Diesel’s positioning now sits in what some in fashion retail describe as the “accessible luxury adjacent” zone – higher price points than its previous mass-market competitors, lower than the true luxury tier, but with enough editorial credibility to appear alongside Saint Laurent and Acne Studios in the same fashion week coverage. That editorial presence is doing the heavy lifting on perception.
The Y2K Denim Aesthetic and Why Luxury Closets Want It Now
The timing of this revival isn’t arbitrary. Fashion operates on roughly a 20-year nostalgia cycle, and early 2000s aesthetics have been building momentum since around 2021. But the specific version of Y2K denim Diesel is selling isn’t the faded-out, worn-in look that dominated Gen Z thrift culture. It’s the maximalist, polished, slightly absurd version – jeans that look expensive because of how deliberately they’ve been distressed, not in spite of it.
Luxury buyers have historically avoided denim as a category because it read as casual, utilitarian, and – critically – widely available. The appeal of spending serious money on clothing comes partly from scarcity, and denim was never scarce. What Martens did was introduce scarcity through construction complexity. A pair of Diesel jeans with laser-etched distressing and reinforced seam detailing takes time and skill to produce. The buyer can see that. And once a buyer can see craft, the price starts to feel like a different kind of conversation.
The silhouette itself is doing cultural work that goes beyond nostalgia. The low-rise waistband, which spent a decade being treated as a cautionary tale of early-2000s fashion, came back without the apologetic softening that usually accompanies a retro revival. Diesel leaned into the controversy. The result is a cut that reads as confident rather than dated, especially when styled against the sharp tailoring and minimalist outerwear that currently dominates luxury wardrobes. The contrast is the point.

There’s also a specific kind of status signaling happening with Diesel that doesn’t work the same way with true luxury brands. Wearing Bottega or a recognizable Loewe piece signals wealth and taste simultaneously. Wearing Diesel signals taste specifically – it says the wearer knows enough about fashion to understand why the brand matters right now, without relying on overt logo prestige. For a certain segment of fashion buyers, that distinction is worth paying for.

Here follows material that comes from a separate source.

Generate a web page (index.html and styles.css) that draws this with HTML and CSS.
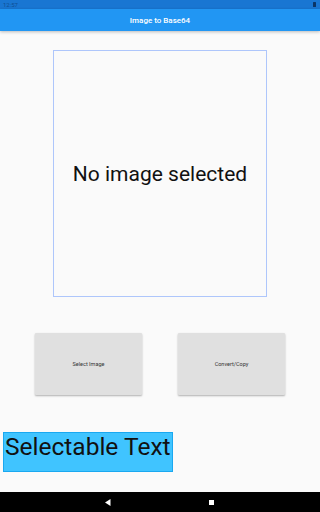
FILE: index.html
```html
<!DOCTYPE html>
<html lang="en">
<head>
  <meta charset="UTF-8">
  <meta name="viewport" content="width=device-width, initial-scale=1.0">
  <title>Image to Base64</title>
  <link rel="stylesheet" href="styles.css">
</head>
<body>
  <div class="screen">
    <div class="status-bar">
      <span class="time">12:57</span>
      <span class="battery"></span>
    </div>
    <header class="app-bar">Image to Base64</header>

    <main class="content">
      <div class="preview">
        <span class="preview-text">No image selected</span>
      </div>

      <div class="buttons">
        <button class="raised-btn">Select Image</button>
        <button class="raised-btn">Convert/Copy</button>
      </div>

      <div class="selectable">Selectable Text</div>
    </main>

    <nav class="nav-bar">
      <svg class="nav-back" width="6" height="7" viewBox="0 0 6 7"><polygon points="5.5,0 5.5,7 0,3.5" fill="#fff"/></svg>
      <span class="nav-home"></span>
    </nav>
  </div>
</body>
</html>
```

FILE: styles.css
```css
body {
  margin: 0;
  padding: 0;
  font-family: Roboto, "Liberation Sans", sans-serif;
  background-color: #fafafa;
}

.screen {
  width: 320px;
  height: 512px;
  display: flex;
  flex-direction: column;
  overflow: hidden;
}

.status-bar {
  height: 9px;
  background-color: #1976d2;
  display: flex;
  justify-content: space-between;
  align-items: center;
  padding: 0 3px;
}

.time {
  font-size: 6px;
  color: #0f4f94;
  line-height: 9px;
}

.battery {
  width: 3px;
  height: 5px;
  background-color: #0b3566;
  border-radius: 0.5px;
  margin-right: 1px;
}

.app-bar {
  height: 22px;
  background-color: #2196f3;
  color: #fff;
  font-size: 8px;
  font-weight: 500;
  display: flex;
  align-items: center;
  justify-content: center;
  box-shadow: 0 1px 3px rgba(0, 0, 0, 0.25);
  position: relative;
  z-index: 1;
}

.content {
  flex: 1;
  display: flex;
  flex-direction: column;
  align-items: center;
}

.preview {
  margin-top: 19px;
  width: 212px;
  height: 245px;
  border: 1px solid #aec6fb;
  display: flex;
  align-items: center;
  justify-content: center;
}

.preview-text {
  font-size: 21px;
  color: #111;
}

.buttons {
  margin-top: 36px;
  width: 100%;
  box-sizing: border-box;
  padding: 0 35px;
  display: flex;
  justify-content: space-between;
}

.raised-btn {
  width: 107px;
  height: 62px;
  border: none;
  border-radius: 1px;
  background-color: #e0e0e0;
  color: #333;
  font-family: Roboto, "Liberation Sans", sans-serif;
  font-size: 5.5px;
  padding: 0;
  box-shadow: 0 1px 2px rgba(0, 0, 0, 0.3);
}

.selectable {
  align-self: flex-start;
  margin-top: 37px;
  margin-left: 3px;
  width: 167px;
  height: 38px;
  background-color: #40c4ff;
  border: 1px solid #1aa8f0;
  font-size: 24.5px;
  line-height: 28px;
  white-space: nowrap;
  color: #111;
  padding-left: 1px;
}

.nav-bar {
  height: 20px;
  background-color: #000;
  display: flex;
  align-items: center;
  padding-left: 105px;
}

.nav-back {
  display: block;
}

.nav-home {
  width: 5px;
  height: 5px;
  background-color: #fff;
  margin-left: 98px;
}
```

The wholesale strategy has reinforced this. Diesel’s current collections are being stocked alongside premium denim labels and contemporary designers at multi-brand retailers that also carry Acne, Marni, and Rick Owens. The store context does significant work on brand perception – a Diesel jacket hanging between a Marni coat and an Acne sweatshirt reads entirely differently than the same jacket on a mid-market department store floor.
What This Means for the Broader Denim Market
Diesel’s resurgence has put pressure on other premium denim labels to articulate their own craft proposition more clearly. The question used to be whether a pair of jeans fit well and wore in nicely. Now buyers are asking about construction details, fabric sourcing, and silhouette intentionality – the same questions they’d bring to a luxury ready-to-wear purchase. That shift in buyer behavior has real consequences for how denim brands market themselves and where they price.

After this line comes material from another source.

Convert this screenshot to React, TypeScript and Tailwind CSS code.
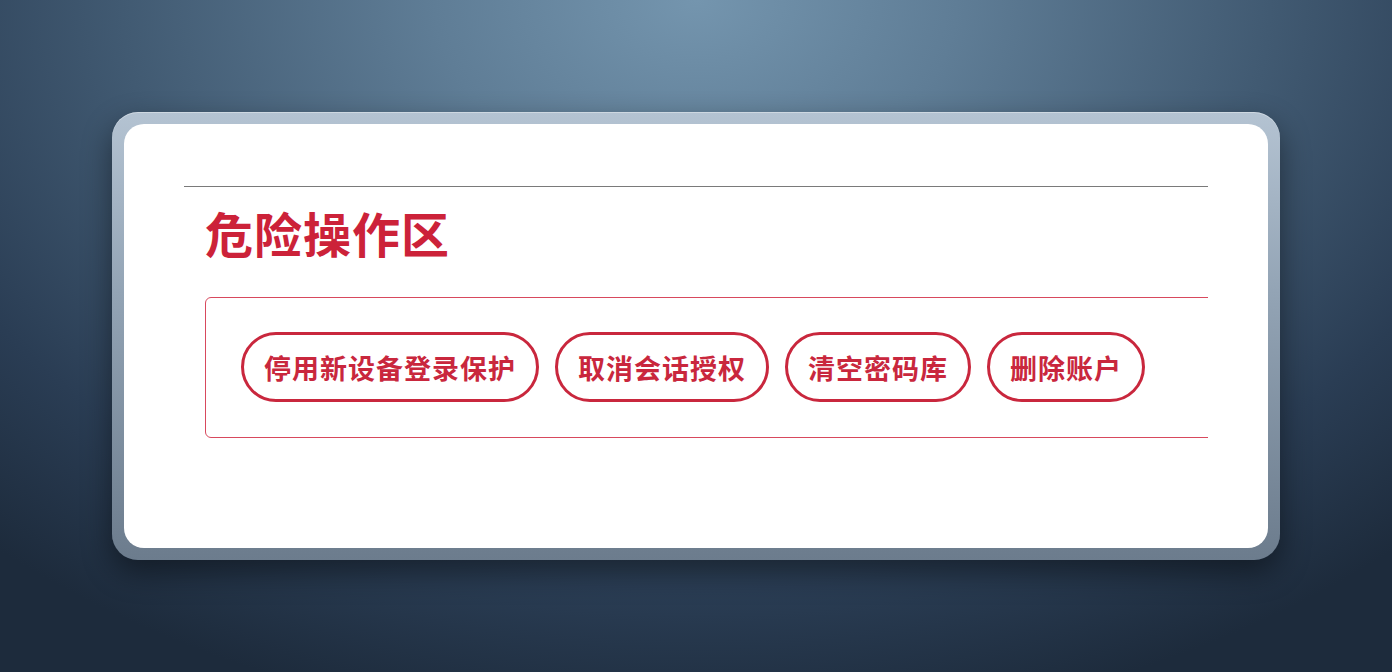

Whether Diesel can maintain this position without diluting it is the tension nobody wants to say out loud. Mass-market denim can absorb trend cycles quickly – within a season, a Diesel aesthetic can be approximated at a fraction of the price across fast fashion channels. The brand’s continued relevance depends on whether Martens keeps pushing the construction complexity forward fast enough that the copies always feel like they’re catching up to something that’s already moved on. Right now, they are. The question is how long that lead holds.
Frequently Asked Questions
Why is Diesel considered a luxury brand now?
Under creative director Glenn Martens, Diesel elevated its construction quality and editorial presence, placing it alongside premium labels in both retail context and fashion week coverage.
What makes Diesel’s Y2K denim different from fast fashion nostalgia?
Diesel’s current denim uses complex construction techniques – laser distressing, selvedge fabrics, reinforced seams – that make the throwback aesthetic feel craft-driven rather than simply nostalgic.